Your instructions =>
Write out the listing below in full and exactly, leaving out every picture.

Available data =>

______

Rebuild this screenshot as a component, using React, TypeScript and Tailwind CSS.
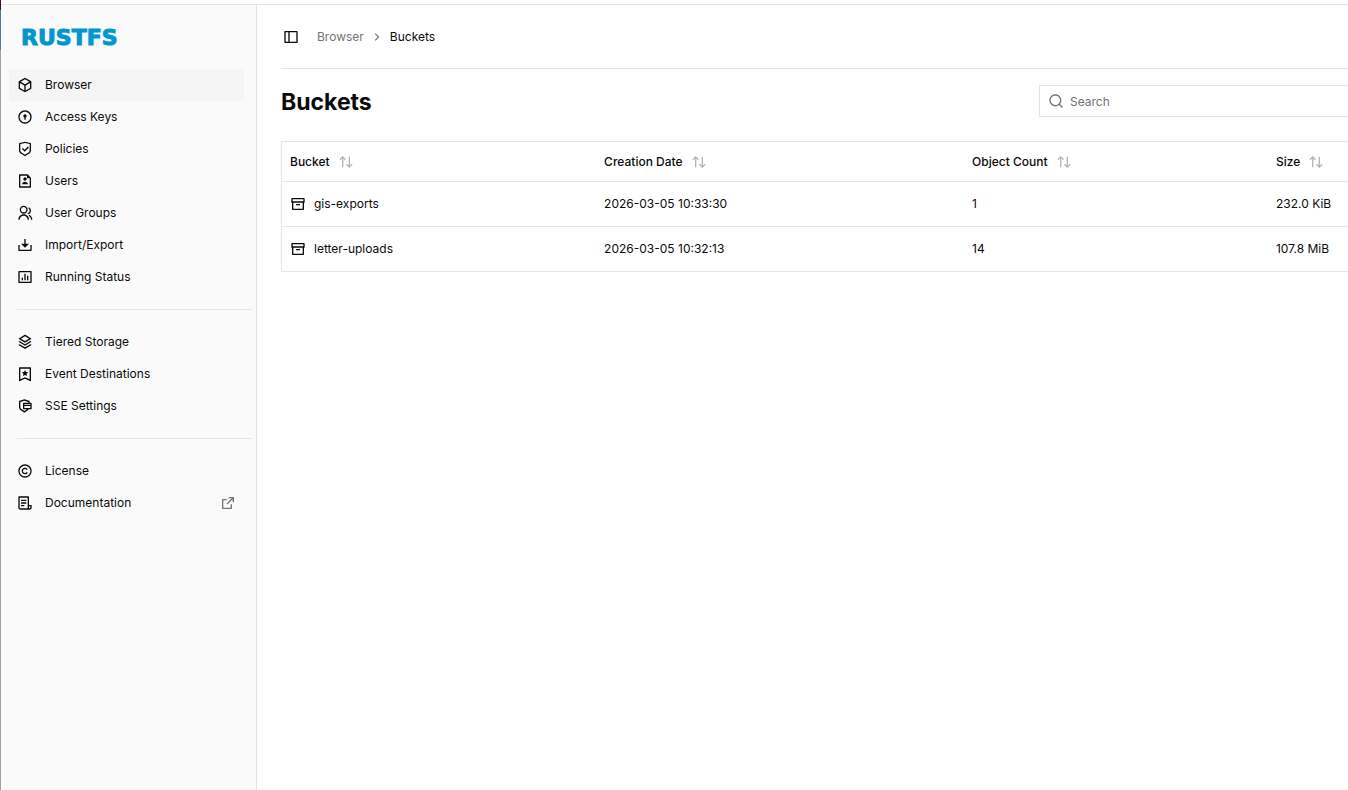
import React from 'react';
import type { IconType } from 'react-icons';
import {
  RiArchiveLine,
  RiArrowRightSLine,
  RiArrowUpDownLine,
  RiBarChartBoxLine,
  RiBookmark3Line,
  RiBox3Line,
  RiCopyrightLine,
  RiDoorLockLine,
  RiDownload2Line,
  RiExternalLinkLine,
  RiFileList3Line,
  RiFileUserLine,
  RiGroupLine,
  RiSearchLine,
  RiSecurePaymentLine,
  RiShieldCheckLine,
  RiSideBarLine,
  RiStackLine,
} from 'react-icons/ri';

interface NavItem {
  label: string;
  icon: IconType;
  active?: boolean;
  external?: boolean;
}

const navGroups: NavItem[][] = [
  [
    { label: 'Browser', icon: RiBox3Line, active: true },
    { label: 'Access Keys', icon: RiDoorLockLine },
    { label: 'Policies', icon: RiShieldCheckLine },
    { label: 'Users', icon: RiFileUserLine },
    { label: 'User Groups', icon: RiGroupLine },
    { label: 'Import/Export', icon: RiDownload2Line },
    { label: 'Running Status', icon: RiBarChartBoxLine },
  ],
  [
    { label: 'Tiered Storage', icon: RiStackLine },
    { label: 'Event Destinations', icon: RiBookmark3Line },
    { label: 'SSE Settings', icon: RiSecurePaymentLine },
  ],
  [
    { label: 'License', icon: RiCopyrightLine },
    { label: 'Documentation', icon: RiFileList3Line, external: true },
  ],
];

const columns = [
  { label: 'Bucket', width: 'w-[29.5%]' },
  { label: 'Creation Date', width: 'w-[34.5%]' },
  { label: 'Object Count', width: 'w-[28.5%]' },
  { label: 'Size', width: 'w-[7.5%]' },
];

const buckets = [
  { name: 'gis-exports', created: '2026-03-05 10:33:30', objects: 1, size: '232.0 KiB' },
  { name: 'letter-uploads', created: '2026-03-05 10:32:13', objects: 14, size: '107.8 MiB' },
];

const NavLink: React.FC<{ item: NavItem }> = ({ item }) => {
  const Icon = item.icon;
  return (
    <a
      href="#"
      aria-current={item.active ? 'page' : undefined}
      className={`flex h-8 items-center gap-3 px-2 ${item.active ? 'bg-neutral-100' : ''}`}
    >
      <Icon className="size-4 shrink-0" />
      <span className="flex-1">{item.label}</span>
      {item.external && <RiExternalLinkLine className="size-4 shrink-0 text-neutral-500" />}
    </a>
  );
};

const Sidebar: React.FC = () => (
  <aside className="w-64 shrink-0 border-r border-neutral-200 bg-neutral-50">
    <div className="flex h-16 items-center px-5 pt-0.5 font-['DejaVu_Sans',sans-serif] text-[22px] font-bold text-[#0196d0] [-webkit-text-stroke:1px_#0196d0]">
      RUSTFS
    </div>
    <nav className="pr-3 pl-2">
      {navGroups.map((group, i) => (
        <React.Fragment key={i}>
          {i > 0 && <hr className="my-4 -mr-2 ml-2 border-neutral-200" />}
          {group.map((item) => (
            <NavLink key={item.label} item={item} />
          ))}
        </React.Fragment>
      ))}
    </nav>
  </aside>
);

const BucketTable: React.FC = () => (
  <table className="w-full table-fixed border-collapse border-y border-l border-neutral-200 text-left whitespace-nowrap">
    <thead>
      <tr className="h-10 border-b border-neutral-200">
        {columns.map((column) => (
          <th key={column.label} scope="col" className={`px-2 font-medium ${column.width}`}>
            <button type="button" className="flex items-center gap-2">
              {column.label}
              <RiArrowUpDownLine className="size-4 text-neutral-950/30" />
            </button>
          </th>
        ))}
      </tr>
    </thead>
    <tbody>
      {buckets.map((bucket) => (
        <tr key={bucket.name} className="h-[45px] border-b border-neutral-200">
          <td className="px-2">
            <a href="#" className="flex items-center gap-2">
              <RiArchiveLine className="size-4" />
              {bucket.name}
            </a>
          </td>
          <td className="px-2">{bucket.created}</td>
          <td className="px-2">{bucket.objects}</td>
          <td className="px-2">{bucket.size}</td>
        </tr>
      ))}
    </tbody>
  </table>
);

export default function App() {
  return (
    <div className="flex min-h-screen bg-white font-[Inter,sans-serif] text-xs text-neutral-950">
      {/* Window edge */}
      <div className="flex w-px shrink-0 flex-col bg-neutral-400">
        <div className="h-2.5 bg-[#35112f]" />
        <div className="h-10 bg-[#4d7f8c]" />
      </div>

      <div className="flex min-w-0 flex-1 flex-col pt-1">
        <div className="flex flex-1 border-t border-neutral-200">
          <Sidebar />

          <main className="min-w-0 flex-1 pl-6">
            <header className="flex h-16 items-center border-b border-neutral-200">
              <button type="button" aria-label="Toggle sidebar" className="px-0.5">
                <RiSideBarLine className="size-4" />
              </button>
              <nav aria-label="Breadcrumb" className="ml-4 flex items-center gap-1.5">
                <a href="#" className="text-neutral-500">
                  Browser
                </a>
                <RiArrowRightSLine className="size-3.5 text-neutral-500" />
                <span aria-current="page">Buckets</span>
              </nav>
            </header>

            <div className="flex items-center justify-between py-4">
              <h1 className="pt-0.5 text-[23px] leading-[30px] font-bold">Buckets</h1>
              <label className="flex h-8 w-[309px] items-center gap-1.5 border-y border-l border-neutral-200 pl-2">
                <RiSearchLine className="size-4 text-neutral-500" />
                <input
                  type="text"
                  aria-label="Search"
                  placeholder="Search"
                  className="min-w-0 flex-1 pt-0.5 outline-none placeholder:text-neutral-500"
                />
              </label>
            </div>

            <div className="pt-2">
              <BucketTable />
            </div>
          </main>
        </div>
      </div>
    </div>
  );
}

______

Exercise output =>
Rebuild this screenshot as a component, using React, TypeScript and Tailwind CSS.
import React from 'react';
import type { IconType } from 'react-icons';
import {
  RiArchiveLine,
  RiArrowRightSLine,
  RiArrowUpDownLine,
  RiBarChartBoxLine,
  RiBookmark3Line,
  RiBox3Line,
  RiCopyrightLine,
  RiDoorLockLine,
  RiDownload2Line,
  RiExternalLinkLine,
  RiFileList3Line,
  RiFileUserLine,
  RiGroupLine,
  RiSearchLine,
  RiSecurePaymentLine,
  RiShieldCheckLine,
  RiSideBarLine,
  RiStackLine,
} from 'react-icons/ri';

interface NavItem {
  label: string;
  icon: IconType;
  active?: boolean;
  external?: boolean;
}

const navGroups: NavItem[][] = [
  [
    { label: 'Browser', icon: RiBox3Line, active: true },
    { label: 'Access Keys', icon: RiDoorLockLine },
    { label: 'Policies', icon: RiShieldCheckLine },
    { label: 'Users', icon: RiFileUserLine },
    { label: 'User Groups', icon: RiGroupLine },
    { label: 'Import/Export', icon: RiDownload2Line },
    { label: 'Running Status', icon: RiBarChartBoxLine },
  ],
  [
    { label: 'Tiered Storage', icon: RiStackLine },
    { label: 'Event Destinations', icon: RiBookmark3Line },
    { label: 'SSE Settings', icon: RiSecurePaymentLine },
  ],
  [
    { label: 'License', icon: RiCopyrightLine },
    { label: 'Documentation', icon: RiFileList3Line, external: true },
  ],
];

const columns = [
  { label: 'Bucket', width: 'w-[29.5%]' },
  { label: 'Creation Date', width: 'w-[34.5%]' },
  { label: 'Object Count', width: 'w-[28.5%]' },
  { label: 'Size', width: 'w-[7.5%]' },
];

const buckets = [
  { name: 'gis-exports', created: '2026-03-05 10:33:30', objects: 1, size: '232.0 KiB' },
  { name: 'letter-uploads', created: '2026-03-05 10:32:13', objects: 14, size: '107.8 MiB' },
];

const NavLink: React.FC<{ item: NavItem }> = ({ item }) => {
  const Icon = item.icon;
  return (
    <a
      href="#"
      aria-current={item.active ? 'page' : undefined}
      className={`flex h-8 items-center gap-3 px-2 ${item.active ? 'bg-neutral-100' : ''}`}
    >
      <Icon className="size-4 shrink-0" />
      <span className="flex-1">{item.label}</span>
      {item.external && <RiExternalLinkLine className="size-4 shrink-0 text-neutral-500" />}
    </a>
  );
};

const Sidebar: React.FC = () => (
  <aside className="w-64 shrink-0 border-r border-neutral-200 bg-neutral-50">
    <div className="flex h-16 items-center px-5 pt-0.5 font-['DejaVu_Sans',sans-serif] text-[22px] font-bold text-[#0196d0] [-webkit-text-stroke:1px_#0196d0]">
      RUSTFS
    </div>
    <nav className="pr-3 pl-2">
      {navGroups.map((group, i) => (
        <React.Fragment key={i}>
          {i > 0 && <hr className="my-4 -mr-2 ml-2 border-neutral-200" />}
          {group.map((item) => (
            <NavLink key={item.label} item={item} />
          ))}
        </React.Fragment>
      ))}
    </nav>
  </aside>
);

const BucketTable: React.FC = () => (
  <table className="w-full table-fixed border-collapse border-y border-l border-neutral-200 text-left whitespace-nowrap">
    <thead>
      <tr className="h-10 border-b border-neutral-200">
        {columns.map((column) => (
          <th key={column.label} scope="col" className={`px-2 font-medium ${column.width}`}>
            <button type="button" className="flex items-center gap-2">
              {column.label}
              <RiArrowUpDownLine className="size-4 text-neutral-950/30" />
            </button>
          </th>
        ))}
      </tr>
    </thead>
    <tbody>
      {buckets.map((bucket) => (
        <tr key={bucket.name} className="h-[45px] border-b border-neutral-200">
          <td className="px-2">
            <a href="#" className="flex items-center gap-2">
              <RiArchiveLine className="size-4" />
              {bucket.name}
            </a>
          </td>
          <td className="px-2">{bucket.created}</td>
          <td className="px-2">{bucket.objects}</td>
          <td className="px-2">{bucket.size}</td>
        </tr>
      ))}
    </tbody>
  </table>
);

export default function App() {
  return (
    <div className="flex min-h-screen bg-white font-[Inter,sans-serif] text-xs text-neutral-950">
      {/* Window edge */}
      <div className="flex w-px shrink-0 flex-col bg-neutral-400">
        <div className="h-2.5 bg-[#35112f]" />
        <div className="h-10 bg-[#4d7f8c]" />
      </div>

      <div className="flex min-w-0 flex-1 flex-col pt-1">
        <div className="flex flex-1 border-t border-neutral-200">
          <Sidebar />

          <main className="min-w-0 flex-1 pl-6">
            <header className="flex h-16 items-center border-b border-neutral-200">
              <button type="button" aria-label="Toggle sidebar" className="px-0.5">
                <RiSideBarLine className="size-4" />
              </button>
              <nav aria-label="Breadcrumb" className="ml-4 flex items-center gap-1.5">
                <a href="#" className="text-neutral-500">
                  Browser
                </a>
                <RiArrowRightSLine className="size-3.5 text-neutral-500" />
                <span aria-current="page">Buckets</span>
              </nav>
            </header>

            <div className="flex items-center justify-between py-4">
              <h1 className="pt-0.5 text-[23px] leading-[30px] font-bold">Buckets</h1>
              <label className="flex h-8 w-[309px] items-center gap-1.5 border-y border-l border-neutral-200 pl-2">
                <RiSearchLine className="size-4 text-neutral-500" />
                <input
                  type="text"
                  aria-label="Search"
                  placeholder="Search"
                  className="min-w-0 flex-1 pt-0.5 outline-none placeholder:text-neutral-500"
                />
              </label>
            </div>

            <div className="pt-2">
              <BucketTable />
            </div>
          </main>
        </div>
      </div>
    </div>
  );
}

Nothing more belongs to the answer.